Nvidia GreenBoost Lets You Fake More VRAM — And It Actually Kind of Works

There's a project sitting at the top of Hacker News right now with 277 points and climbing. It's called Nvidia GreenBoost, and it does something NVIDIA would really rather you not think about: it transparently extends your GPU's VRAM by borrowing system RAM and NVMe storage.

Read that again. A lone developer on GitLab built a CUDA shim — a thin layer that sits between your applications and the GPU driver — that makes your system RAM appear as additional VRAM. Your 8GB RTX 4060? GreenBoost can make it pretend it has 32GB. Your 12GB RTX 4070? Now it thinks it's got 64GB.

And here's the part that's making people lose their minds: it actually kind of works.

How It Works (And Why It Shouldn't Be This Easy)

GreenBoost operates as a CUDA interposer — essentially a man-in-the-middle between your CUDA applications and NVIDIA's driver stack. When a program requests GPU memory allocation, GreenBoost intercepts the call. If there's real VRAM available, it allocates there as normal. When VRAM runs out, it transparently redirects the overflow to system RAM, and optionally to NVMe-backed swap.

The application never knows the difference. As far as your AI inference engine or 3D renderer is concerned, the GPU has as much memory as you've configured GreenBoost to expose.

This is not a new concept. Virtual memory has been doing this for CPUs since the 1960s. What's remarkable is that NVIDIA hasn't done it themselves. The hardware supports PCIe-based memory access. The driver could implement transparent VRAM extension. NVIDIA simply... chose not to.

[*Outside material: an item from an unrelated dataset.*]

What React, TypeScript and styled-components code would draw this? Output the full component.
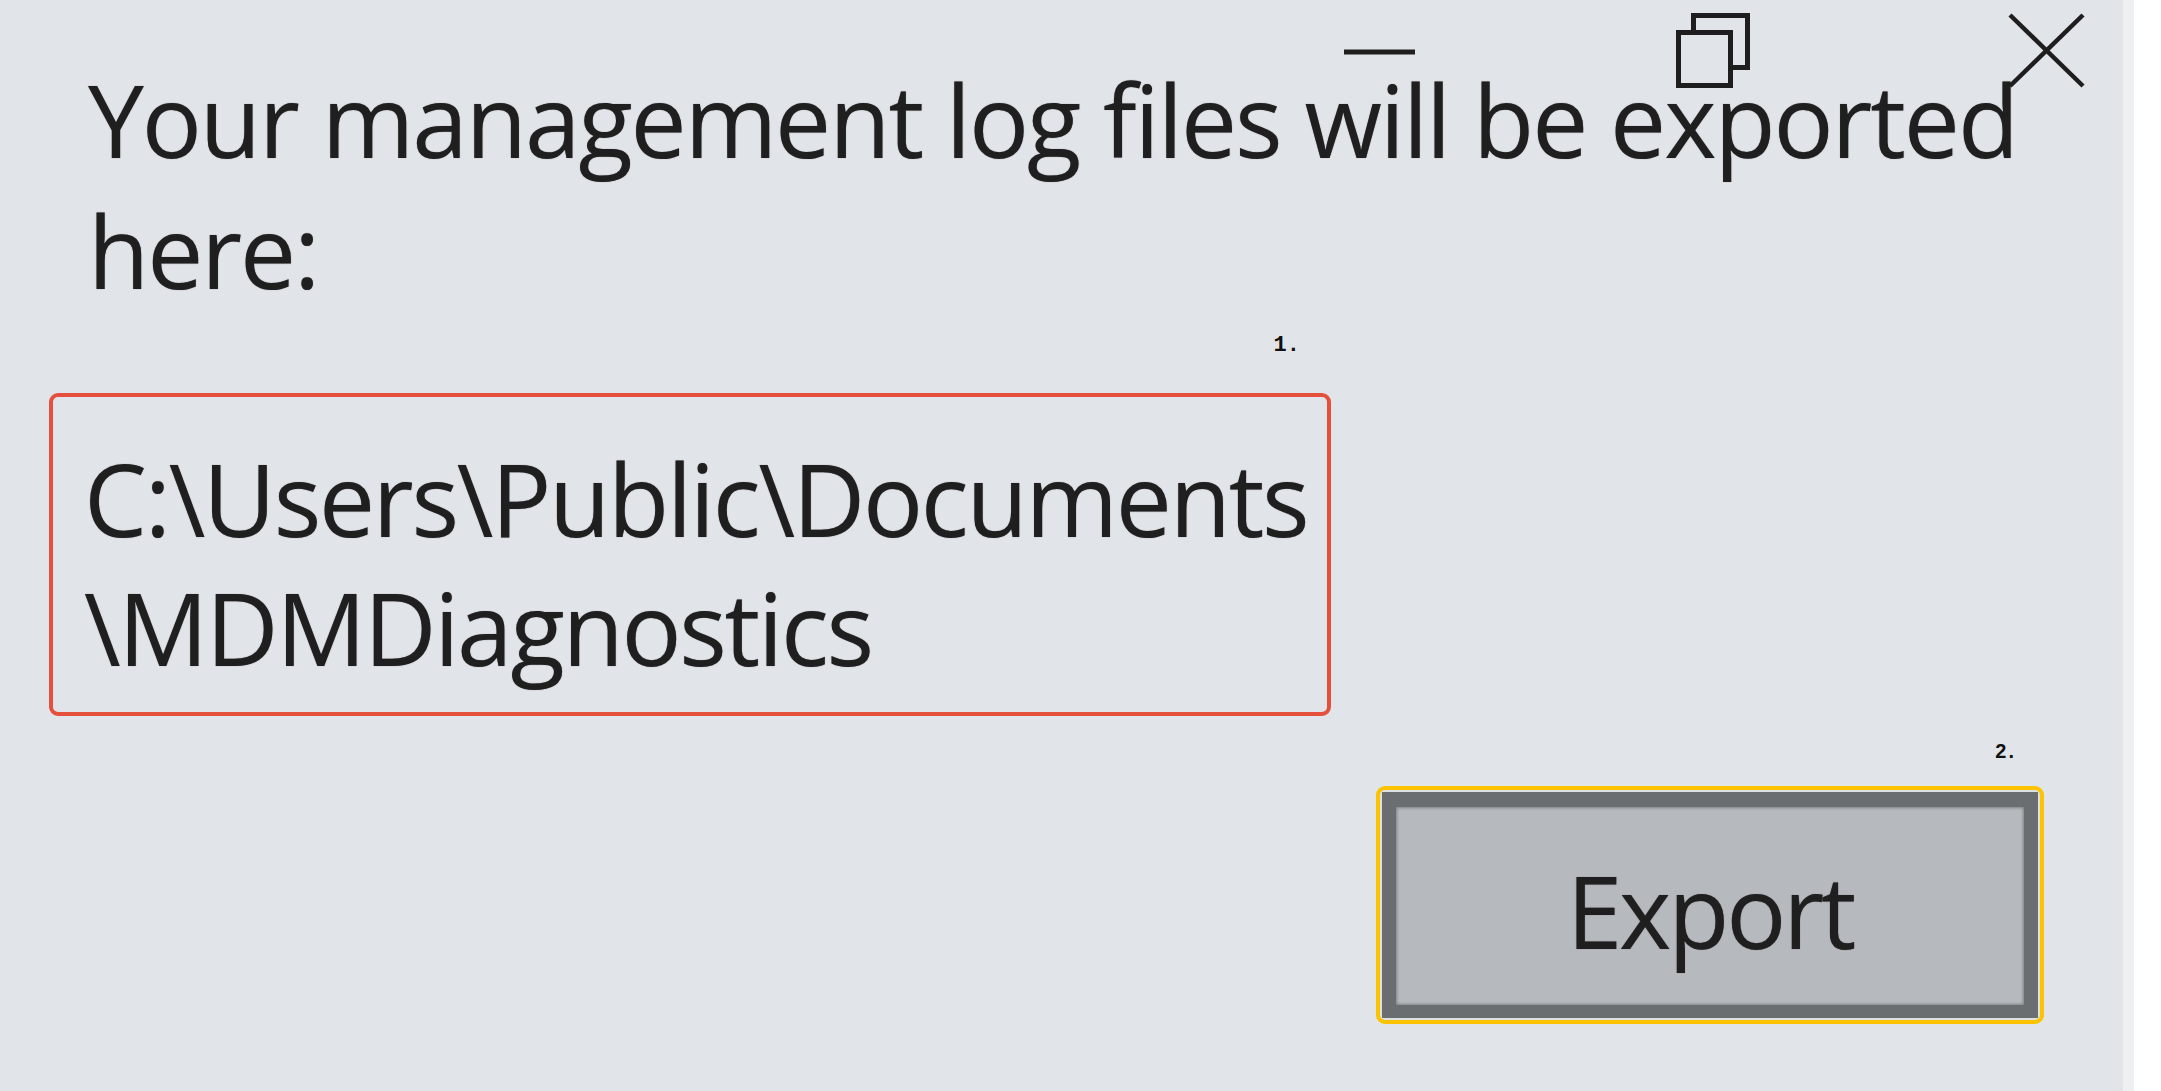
import React from "react";
import styled, { createGlobalStyle } from "styled-components";

const GlobalStyle = createGlobalStyle`
  html, body {
    margin: 0;
    padding: 0;
    background: #ffffff;
  }
  #root {
    min-height: 100vh;
  }
`;

const Page = styled.div`
  display: flex;
  min-height: 100vh;
`;

const Window = styled.div`
  position: relative;
  width: 2134px;
  min-height: 100vh;
  box-sizing: border-box;
  padding: 54px 79px 0 49px;
  background-color: #e1e5e9;
  border-right: 11px solid transparent;
  border-image: linear-gradient(to right, #d5d9dc, #b9bdc0, #cdd1d4, #eef0f1) 1;
  font-family: "Open Sans", "Noto Sans", sans-serif;
  color: #1f1f1f;
  text-shadow: 0 0 1px rgba(20, 20, 20, 0.55);
`;

const CaptionBar = styled.div`
  position: absolute;
  top: 10px;
  right: 37px;
  display: flex;
  gap: 253px;
`;

const CaptionIcon = styled.svg`
  display: block;
  width: 80px;
  height: 80px;
  stroke: #1e1e1e;
  fill: none;
`;

const Heading = styled.div`
  margin-left: 39px;
  font-size: 100px;
  line-height: 131px;
  letter-spacing: -2.1px;
  width: 1960px;
`;

const Annotated = styled.div`
  display: flex;
  flex-direction: column;
  align-items: flex-end;
  width: fit-content;
`;

const Marker = styled.div<{ $mono?: boolean }>`
  font-family: ${(p) =>
    p.$mono ? '"Liberation Mono", "DejaVu Sans Mono", monospace' : '"Liberation Sans", Arial, sans-serif'};
  font-weight: 700;
  font-size: ${(p) => (p.$mono ? "22px" : "20px")};
  line-height: ${(p) => (p.$mono ? "22px" : "20px")};
  letter-spacing: ${(p) => (p.$mono ? "0" : "2px")};
  color: #111;
  text-shadow: none;
  margin-right: ${(p) => (p.$mono ? "31px" : "28px")};
`;

const PathBox = styled.div`
  width: 1282px;
  box-sizing: border-box;
  margin-top: 36px;
  padding: 37px 20px 20px 31px;
  border: 4px solid #e5503c;
  border-radius: 9px;
  font-size: 100px;
  line-height: 129px;
  letter-spacing: -2.3px;
  white-space: nowrap;
`;

const Footer = styled.div`
  display: flex;
  justify-content: flex-end;
  margin-top: 25px;
`;

const FocusRing = styled.div`
  margin-top: 25px;
  padding: 2px;
  border: 4px solid #fcc300;
  border-radius: 9px;
  background: #dde1e4;
`;

const ExportButton = styled.button`
  display: flex;
  align-items: center;
  justify-content: center;
  width: 656px;
  height: 226px;
  box-sizing: border-box;
  padding: 8px 0 0;
  border: solid #6b6e71;
  border-width: 15px 14px 13px 14px;
  background: #b6babe;
  box-shadow: inset 0 0 3px 1px rgba(90, 93, 96, 0.6);
  font-family: "Open Sans", "Noto Sans", sans-serif;
  font-size: 100px;
  line-height: 100px;
  letter-spacing: -3.2px;
  color: #1f1f1f;
  text-shadow: 0 0 1px rgba(20, 20, 20, 0.55);
  cursor: pointer;
`;

function MinimizeIcon() {
  return (
    <CaptionIcon viewBox="0 0 80 80" strokeWidth={5}>
      <line x1="4" y1="42" x2="75" y2="42" />
    </CaptionIcon>
  );
}

function RestoreIcon() {
  return (
    <CaptionIcon viewBox="0 0 80 80" strokeWidth={5}>
      <rect x="5.5" y="22.5" width="52" height="53" />
      <path d="M20.5 20 V5.5 H74.5 V57.5 H60" />
    </CaptionIcon>
  );
}

function CloseIcon() {
  return (
    <CaptionIcon viewBox="0 0 80 80" strokeWidth={4.5}>
      <line x1="4" y1="5" x2="77" y2="76" />
      <line x1="77" y1="5" x2="4" y2="76" />
    </CaptionIcon>
  );
}

export default function App() {
  return (
    <>
      <GlobalStyle />
      <Page>
        <Window>
          <CaptionBar>
            <MinimizeIcon />
            <RestoreIcon />
            <CloseIcon />
          </CaptionBar>
          <Heading>Your management log files will be exported here:</Heading>
          <Annotated>
            <Marker $mono style={{ marginTop: 19 }}>
              1.
            </Marker>
            <PathBox>
              {"C:\\Users\\Public\\Documents"}
              <br />
              {"\\MDMDiagnostics"}
            </PathBox>
          </Annotated>
          <Footer>
            <Annotated>
              <Marker>2.</Marker>
              <FocusRing>
                <ExportButton>Export</ExportButton>
              </FocusRing>
            </Annotated>
          </Footer>
        </Window>
      </Page>
    </>
  );
}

The cynical read is obvious: if your 8GB card could seamlessly use 32GB of system RAM as overflow, why would you buy a card with more VRAM? NVIDIA's entire product segmentation — from the RTX 5090's 32GB down to budget cards with 8GB — depends on VRAM being a hard wall. GreenBoost just punched a hole in that wall.

The Performance Reality Check

Let's not pretend this is magic. System RAM is fundamentally slower than VRAM. A modern GPU like the RTX 4090 has about 1 TB/s of memory bandwidth to its onboard GDDR6X. Your DDR5 system RAM? Maybe 50-80 GB/s. PCIe 5.0 x16 tops out around 64 GB/s. That's an order of magnitude slower.

So when GreenBoost spills data to system RAM, anything that touches that data takes a massive hit. The Hacker News thread is full of people sharing numbers, and they paint an honest picture:

The baseline (Ollama, pure system RAM overflow): 2-5 tokens per second. Usable for testing. Painful for actual work.

The optimized path (ExLlamaV3 + GreenBoost cache): 8-20 tokens per second. Now we're talking.

That spread tells you everything about where GreenBoost actually shines. The raw approach — just dumping overflow to system RAM and hoping for the best — is predictably slow. But when combined with an inference engine that understands memory tiers and can keep hot data in real VRAM while parking cold weights in system RAM, performance gets genuinely interesting.

The key insight is this: most large language models don't access all their parameters equally. During inference, attention layers get hammered constantly, but many weight matrices are accessed infrequently. If you can keep the hot path in real VRAM and let the cold overflow sit in system RAM, the performance penalty only materializes on the rare cache misses. For a model that almost fits in your GPU's VRAM — say, a 14B parameter model on a 12GB card — GreenBoost might only need to park 2-3GB in system RAM. If those 2-3GB are rarely-accessed weights, you might barely notice the difference.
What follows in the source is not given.